Well, my issues start the minute the nurse tapes the gauze over the pinprick in my arm and sends me on my way . That’s when the hamsters in my head hop on their metaphorical wheels and start running.  For between that moment and the moment when I’m sitting in the chair in the endocrinologists’ office to get my results, my brain will literally process about a billion thoughts along the lines of “What if . . . . . . . .”

EVERY time I do this (I have to have these blood tests done every 3 months), I go through the SAME thing.  EVERY time, I enter into the process with the mindset that ” This time, it will be different.  This time I won’t let it get to me.  This time, it really will just be no big deal”.  And in fairness, I have gotten better . . . gone are the days of complete hysteria / panic . . . And in fact this time, I thought I would get through it this time with just a mild sense of unease or discomfort.
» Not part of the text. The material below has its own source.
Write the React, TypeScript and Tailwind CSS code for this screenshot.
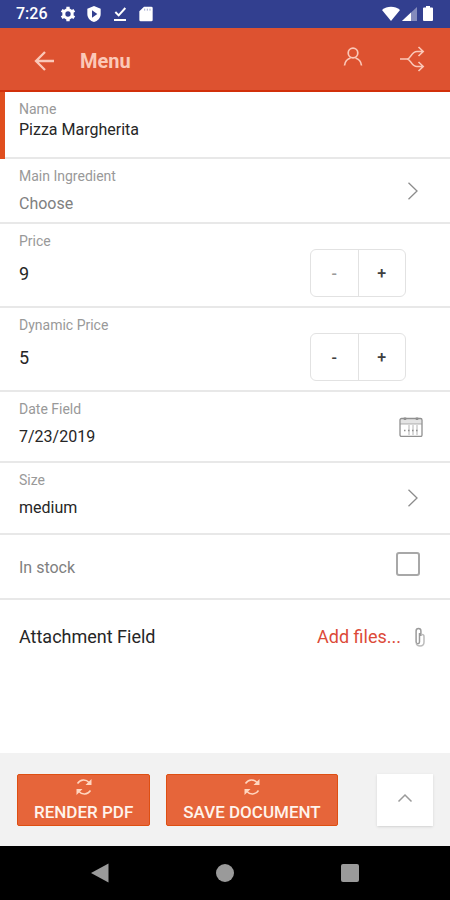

Thought being the operative word.

Because when I got into the gym yesterday afternoon, I (sub)consciously decided to do some pretty stupid things.  PR two lifts in one day after a 10 day vacation.  Yup.  That seems like a super idea.  Why???  Because I needed to (sub)consciously prove to myself that I was stronger than all of this.  Because I needed to (sub)consciously prove to myself how far I have come.  Because  I needed to (sub)consciously feel something other than butterflies in my stomach.  And when I was called out by the Coach for being stupid (my words, not his . . .exactly) . . . well, I didn’t exactly take it so well.  I (sub)consciously chose to give into my fear, and I wanted to stay in that place.

But, in the quiet of my yoga classes that followed the gym, and the stillness of this morning before anyone in the house was awake, I had time to think.

It may take a while before I can get through these tests without some level of anxiety.  But I DO have a choice in how I respond to those feelings of nervousness.  And so, between now, and 9:30 on December 2nd (well, 9:45 realistically, because my endocrinologist is never on time) when I get my results, I am going to CHOOSE to acknowledge how I feel, but then I am going to CHOOSE to let those feelings go; to stop the thought train in its tracks.  And maybe, just maybe, if I practice this enough, this process will get a whole lot more enjoyable.

Oh, and while we’re on the subject of choice, I am also going to choose some new recipes to make this weekend with the kids; hopefully posting at least one new nut-free, kid-approved snack later today/tomorrow!!